When, a couple of weeks ago, I suggested buying Bitcoin against the U.S. Dollar (BTC/USD) at around $475 the market immediately made me look smart as, over the next few days, the BTC/USD rate jumped to around $520. As anybody who has ever traded anything will tell you, though, markets are fickle beasts and just as quickly as things can go your way, they can turn and go against you.

Sure enough, we are now back where we started. The question, then, is “what to do now?”

The obvious answer is “nothing”; nothing has changed regarding the long term drivers that made the trade viable in the first place and neither of the initial targets, $660 to the upside nor $390 to the downside, has been reached. The lack of follow through on that initial move up is somewhat worrying, but the formation of some pretty solid support at these levels suggests that upwards is still the path of least resistance.

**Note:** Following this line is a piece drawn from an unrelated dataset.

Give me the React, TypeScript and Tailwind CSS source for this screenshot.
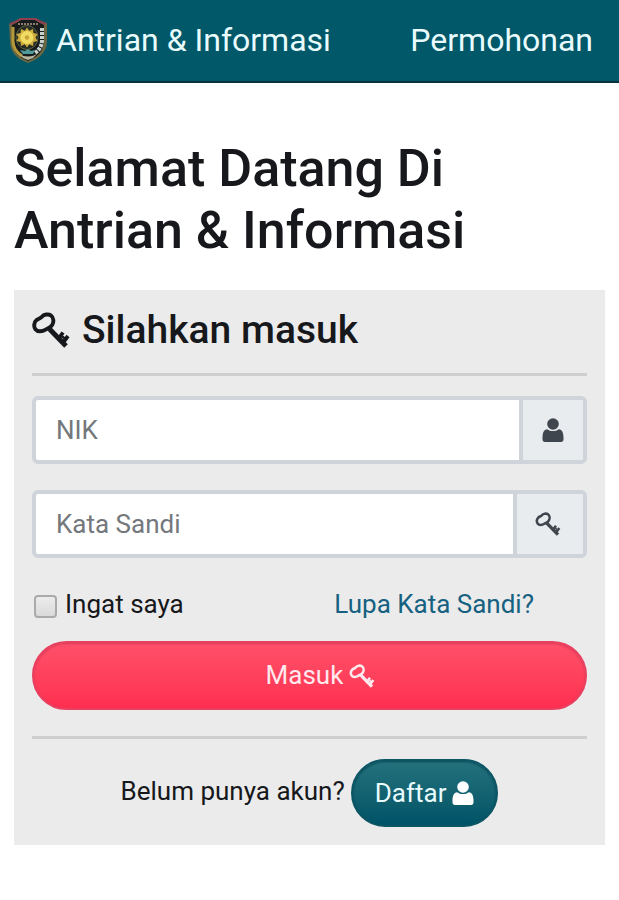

The selling could be the result of profit taking or short selling, or it could just be the natural result of Bitcoin being spent as more and more merchants begin to accept it for payment. The first two would, by their nature short-lived and an increase in short interest in particular would strike me as more of a buy signal than a worry. The problem of the currency being spent and then exchanged, however, does represent a more fundamental problem that Bitcoin has.

Bitcoin’s early adopters and current users face an inherent dilemma. The very existence of an alternative, peer to peer currency represents a challenge to, and to some extent a rejection of, existing financial markets and instruments. The problem is that if the crypto-currency is to achieve the wider recognition and usage that most see as desirable it will need, at least initially, to be embraced to some extent by the very markets that it challenges. That process will almost inevitably result in some distortion of the market. Not all of that distortion, however, will be negative for Bitcoin’s value.

Yesterday ,The Wall Street Journal published a piece highlighting the possibility that there will soon be a Bitcoin ETF. The piece is concerned with pointing out the risks to potential investors, but within the generally dismissive tone is an important assumption; that the added interest that such an instrument would bring would be enormously supportive of the price. It may be anathema to some that Bitcoin will be the basis for the very kind of derivative that led them to seek an alternative to conventional markets, but that shouldn’t cloud the potential boost to the exchange rate.

The Bitcoin Investment Trust (BIT) already exists as a private fund for accredited investors and plans to go public by the end of this year. Meanwhile, the brothers Tyler and Cameron Winklevoss filed plans with the SEC for a Bitcoin ETF over a year ago, to be known as the Winklevoss Bitcoin Trust. The SEC typically takes around a year to rule on new funds, so a decision should be coming soon. That decision could go either way, but it is hard to find a logical reason for the SEC to reject both applications.

By the end of this year, then, it is likely that Bitcoin will have taken another step towards the mainstream of financial markets. That may not please some, but the prospect is enough to convince me that even though there has been some resistance on the most recent move up there is still plenty of upside to remaining long BTC/USD and keeping those initial trade parameters in place.